RJTD special: when all following three conditions met, fix the pressure value by adding add 1000 hPa

reported pressure is less than 5 hPa
fixed pressure of previous level is more than 1000 hPa
originating center is Tokyo (center 034)
(this algorithm depends on Ruby 1.9 or later...)


Number of pressure levels, maximum pressure, and minimum pressure are stored as np, pmax, and pmin respectively.

Preparation of height levels

Method BufrSubset#diag_zval.
Levels conatining non-missing value of height as coordinate (007003) are collected.  Like pressure, values nz, zmax, and zmin are stored.  No special hack is done so far, since I didn't look at the value carefully.
Proper soudning data does not include data in height level.  But I had to test this because BUFRs reformatted from FM 32 PILOT are circulating among GTS with headers of TEMP.
Identification of code form

Method BufrSubset#diag_part1 identifies one of three cases - Native TEMP BUFR, Reformatted TEMP BUFR, and PILOT BUFR in height coordinate.  Reformatted TEMP BUFR is known from its limited precision due to structure of FM 35 TEMP.

For each pressure levels (RJTD hack applied as above) test:

Temperature:

if high precision temperature (012101 in 0.01 K) is reported the last digit is collected.  Reformatted TEMP BUFR has temperature ending with 0 or 5.  If all pressure levels have such values, the entire subset is considered having temperature in limited precision.
temperature in 012001 (in 0.1 K) is always considered limited precision (oddness of the last digit is limited due to FM 35 TEMP limitation, but the form depends on reformatting)


Geopotential height (007003 in 1 m): for only pressue 500 hPa or less,

if the last digit is 0, count it as limited precision
otherwise count it as high precision
exception: if originating center is 028, pressure < 200 hPa, and z < 1000 m, the geopotential height is clearly error and ignored (that happens unfortunately).


Wind direction (011001 in 1 degree true):

if the last digit is 0 or 5, count it as limited precision
otherwise count it as high precision
exception: if wind direction > 360, that is clear error and not counted


Motion of radiosonde: if all of elapsed time 004086, latitude displacement 005015, and longitude displacement 006015 have non-missing and non-zero values, the level is counted as reporting motion of radiosonde.  Non-zero test is needed because of reformatted TEMP BUFR from DEMS has all zero in these fields.


Code form identification

the report (subset) is marked PILOT BUFR when zmin and zmax are non-missing number
otherwise, the report is marked native BUFR when any one of following holds:

temperature has high precision
at least one level with high precision geopotential height is found
at least two levels with high precision wind is found (some apparently reformatted BUFRs have one level with wind direction of non-zero last digit.

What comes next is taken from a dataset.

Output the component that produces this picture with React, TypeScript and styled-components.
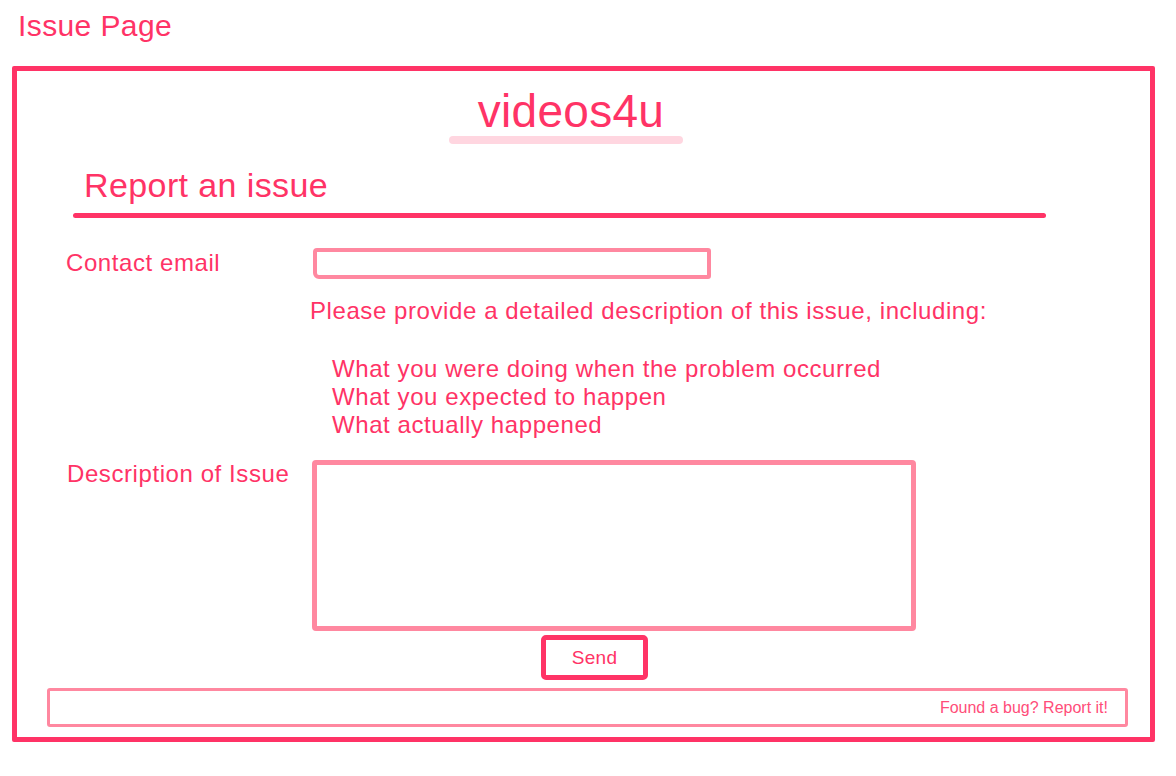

I don't know why)


otherwise, the report is marked reformatted BUFR TEMP if any one of following holds:

temperature has limited precision
at least one level with limited precision geopotential height is found
at least one level with limited precision wind is found


otherwise the report is marked empty and rejected from statistics


Part identification of PILOT BUFR

ZH is returned if zmin >= 15000 m (Part B or perhaps A)
otherwise ZL is returned if zmax < 19000 m (Part D or perhaps C)
otherwise ZLH is returned (Part A/B or C/D combined)

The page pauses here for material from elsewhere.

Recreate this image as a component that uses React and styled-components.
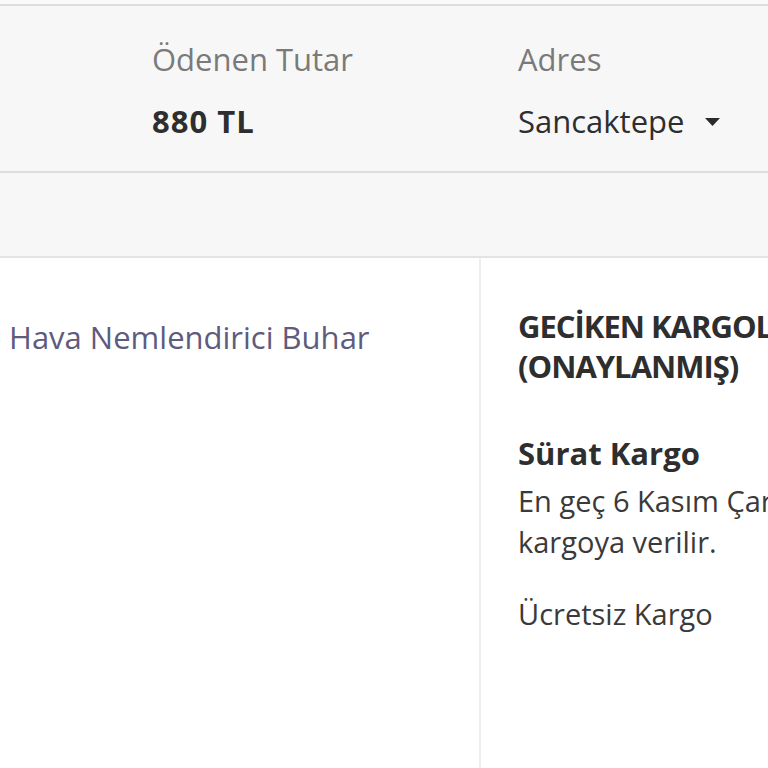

Part identification of native BUFR

NH is printed if pmax < 100 hPa
otherwise NL is returned if pmin >= 100 hPa
otherwise NLH is returned
The B/C 25 regulation requires NL and NLH styles of reports; both are actually seen.


Part identification of reformatted BUFR

Clear counters ns (standard level), nx (maximum wind), nt (temperature significant level), nw (wind significant level), and no (other levels typically surface and tropause)
For each pressure level (fixed as above):

ns is incremented if the pressure is standard pressure (excluding 100 hPa and including US standard 7, 5, 3, 2, 1 hPa) and any height (at least one of 010009, 010008, or 010003) is found (missing value included)
otherwise nx is incremented if vertical shear (011061 or 011062) is found (missing value included)
hereafter wind direction is descriptor 011001, but the value > 360 is considered missing (that actually happens in RPMM messages)
otherwise nt is incremented if temperature (0120101 or 012101) is non-missing and wind direction is missing
otherwise nw is incremented if wind direction is non-missing and temperature is missing
otherwise no is incremented


If ns > 0 and nx <= 3 and no <= 4 and nt + nw < 7

TA is returned if the minimum standard pressure found above >= 100 hPa
otherwise TC is returned if the maximum standard pressure found above < 100 hPa
otherwise TAC is returned
The threashold 7 of nt+nw is just empirical and maybe too many: I didn't look into detailed reason, but normal Part B/D reports have more than 10 significant levels.


Otherwise if ns <= 3

TB is returned if pmin >= 100 hPa
otherwise TD is returned if pmax <= 100 hPa
otherwsie TBD is returned
Many Part B or D messages include a few standard pressure especially 1000 hPa and 100 hPa.  The 100 hPa level is sometimes duplicated in B-D combined message, that's why 100 hPa is excluded from above-described counting of standard levels.  Really ugly trick.


Otherwise

TAB is returned if pmin >= 100 hPa
otherwise TCD is returned if pmax <= 100 hPa
otherwsie TABCD is returned


The report type is prefixed plus sign "+" if motion of sonde is reported at more than half of high-precision wind levels.

So far we found this flag only for native BUFR.